Fitch Ratings Lanka affirmed Sri Lanka-based AMW Capital Leasing and Finance PLC's (AMCL) National Long-Term Rating at 'BB-(lka)'. The Outlook is Stable.

The rating reflects AMCL's relatively weak deposit franchise among finance companies, modest capitalization and better asset quality metrics. AMCL's rating is a reflection of its stand-alone financial strength, and as such already factors in ordinary support from parent Associated Motorways Limited (AMW).

Fitch believes that AMCL may be under pressure to increase its asset base by 27% to LKR8bn from an asset base of Rs 6.3 billion as at end-June 2014 before the end of this year. This is in line with the government's master plan to consolidate the financial system, according to which the consolidation in the non-bank financial institution segment is based on the asset and capital bases of the players. A rush to expand amid a weak economy could raise AMCL's credit risk profile.
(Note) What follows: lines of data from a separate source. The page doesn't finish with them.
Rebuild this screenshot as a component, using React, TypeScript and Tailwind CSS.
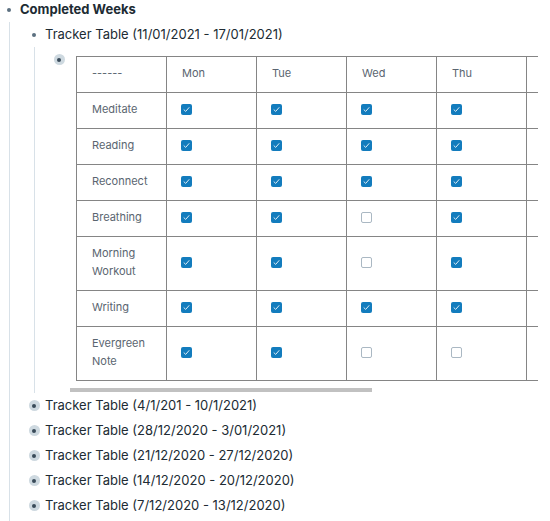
const days = ["Mon", "Tue", "Wed", "Thu", "Fri", "Sat", "Sun"];

const rows: { label: string; checks: boolean[] }[] = [
  { label: "Meditate", checks: [true, true, true, true, true, false, false] },
  { label: "Reading", checks: [true, true, true, true, true, false, false] },
  { label: "Reconnect", checks: [true, true, true, true, false, false, false] },
  { label: "Breathing", checks: [true, true, false, true, true, false, false] },
  { label: "Morning Workout", checks: [true, true, false, true, false, false, false] },
  { label: "Writing", checks: [true, true, true, true, true, false, false] },
  { label: "Evergreen Note", checks: [true, true, false, false, false, false, false] },
];

const olderWeeks = [
  "Tracker Table (4/1/201 - 10/1/2021)",
  "Tracker Table (28/12/2020 - 3/01/2021)",
  "Tracker Table (21/12/2020 - 27/12/2020)",
  "Tracker Table (14/12/2020 - 20/12/2020)",
  "Tracker Table (7/12/2020 - 13/12/2020)",
];

const Bullet = () => (
  <div className="flex h-[25px] w-[18px] shrink-0 items-center justify-center">
    <span className="h-[4px] w-[4px] rounded-full bg-[#5c7080]" />
  </div>
);

const CollapsedBullet = () => (
  <div className="flex h-[25px] w-[18px] shrink-0 items-center justify-center">
    <span className="flex h-[11px] w-[11px] items-center justify-center rounded-full bg-[#ced9e0]">
      <span className="h-[4px] w-[4px] rounded-full bg-[#394b59]" />
    </span>
  </div>
);

const Checkbox = ({ checked }: { checked: boolean }) =>
  checked ? (
    <span className="flex h-[11px] w-[11px] items-center justify-center rounded-[2px] bg-[#137cbd]">
      <svg width="9" height="9" viewBox="0 0 9 9" fill="none">
        <path d="M2 4.8 L3.7 6.4 L7 2.6" stroke="#dbeaf5" strokeWidth="1" strokeLinecap="round" strokeLinejoin="round" />
      </svg>
    </span>
  ) : (
    <span className="block h-[11px] w-[11px] rounded-[2px] border border-[#aab8c3] bg-white" />
  );

const TrackerTable = () => (
  <div className="relative w-[468px] overflow-hidden pb-[12px] pl-[6px]">
    <table className="w-[720px] table-fixed border-collapse text-[11px] leading-[18px] text-[#5a6570]">
      <thead>
        <tr>
          <td className="w-[90px] border border-[#858585] px-[15px] pt-[7px] pb-[10px] align-middle">------</td>
          {days.map((d) => (
            <td key={d} className="w-[90px] border border-[#858585] px-[15px] pt-[7px] pb-[10px] align-middle">
              {d}
            </td>
          ))}
        </tr>
      </thead>
      <tbody>
        {rows.map((r) => (
          <tr key={r.label}>
            <td className="border border-[#858585] px-[15px] pt-[7px] pb-[10px] align-middle">{r.label}</td>
            {r.checks.map((c, i) => (
              <td key={i} className="border border-[#858585] px-[14px] pb-[3px] align-middle">
                <Checkbox checked={c} />
              </td>
            ))}
          </tr>
        ))}
      </tbody>
    </table>
    <div className="absolute bottom-[1px] left-0 h-[4px] w-[302px] bg-[#c1c1c1]" />
  </div>
);

export default function App() {
  return (
    <div className="h-[521px] w-[550px] overflow-hidden bg-white font-['Inter',sans-serif] text-[13px] text-[#202b33]">
      <div className="-mt-[3px]">
        <div className="flex items-center gap-[2px]">
          <Bullet />
          <span className="font-bold">Completed Weeks</span>
        </div>
        <div className="ml-[9px] border-l border-[#d8e1e8] pl-[15px] pb-[40px]">
          <div className="flex items-center gap-[2px]">
            <Bullet />
            <span>Tracker Table (11/01/2021 - 17/01/2021)</span>
          </div>
          <div className="ml-[9px] border-l border-[#d8e1e8] pl-[15px]">
            <div className="flex items-start gap-[2px]">
              <CollapsedBullet />
              <div className="mt-[9px]">
                <TrackerTable />
              </div>
            </div>
          </div>
          {olderWeeks.map((w) => (
            <div key={w} className="flex items-center gap-[2px]">
              <CollapsedBullet />
              <span>{w}</span>
            </div>
          ))}
        </div>
      </div>
    </div>
  );
}
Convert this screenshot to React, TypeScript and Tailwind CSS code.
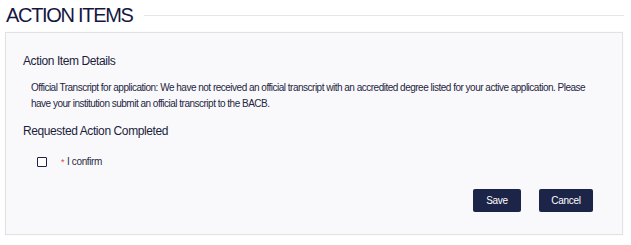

The company's assets rose 14% in 1H14 from Rs 5.5 billion as at end-2013 (2013: 15% and 2012: 31%).

AMCL continues to have access to local wholesale funding, and it has unutilized credit lines that are sufficient to cover gaps arising from the mismatches in the maturities of its assets and liabilities. AMCL's external borrowings and borrowings channelled through .its parent accounted for 64% and 10% respectively of total assets at end-1H14 (end-2013: 37% and 33%). The high proportion of borrowings could lead to liquidity pressure in the event AMCL is unable to source such funding directly or through the parent. Fitch's view is that liquidity can erode rapidly in times of stress.

AMCL's deposit base of Rs 657 million accounted only for 14% of its total funding at end-1H14 (end-2013: 6.5%; end-2012: 0.1%) and has a relatively high deposit concentration. Fitch does not expect the share of deposit funding to increase given AMCL's management intends to continue to rely on wholesale funding.


AMCL's reported regulatory gross NPL ratio stood at 2.1% at end-2013, better than the industry average of 6.7%. However, Fitch expects the NPL ratio to increase due to the challenging operating environment and as the loan book seasons. The company has been shifting towards providing financing for more non-AMW brand vehicles as it seeks to expand its loan book while increasing its market share of AMW products. AMW brand vehicles remain a significant part of its loan portfolio as at December 2013.

Fitch expects AMCL's capitalization to continue to decline due to its expanding operations but to remain at a satisfactory level for its current rating. Fitch may take positive rating action if AMCL develops its franchise, both in funding and lending, while maintaining its financial profile relative to higher-rated peers.

Deterioration in the company's liquidity profile, asset quality, or capitalization to levels below its peers would place downward pressure on AMCL's rating.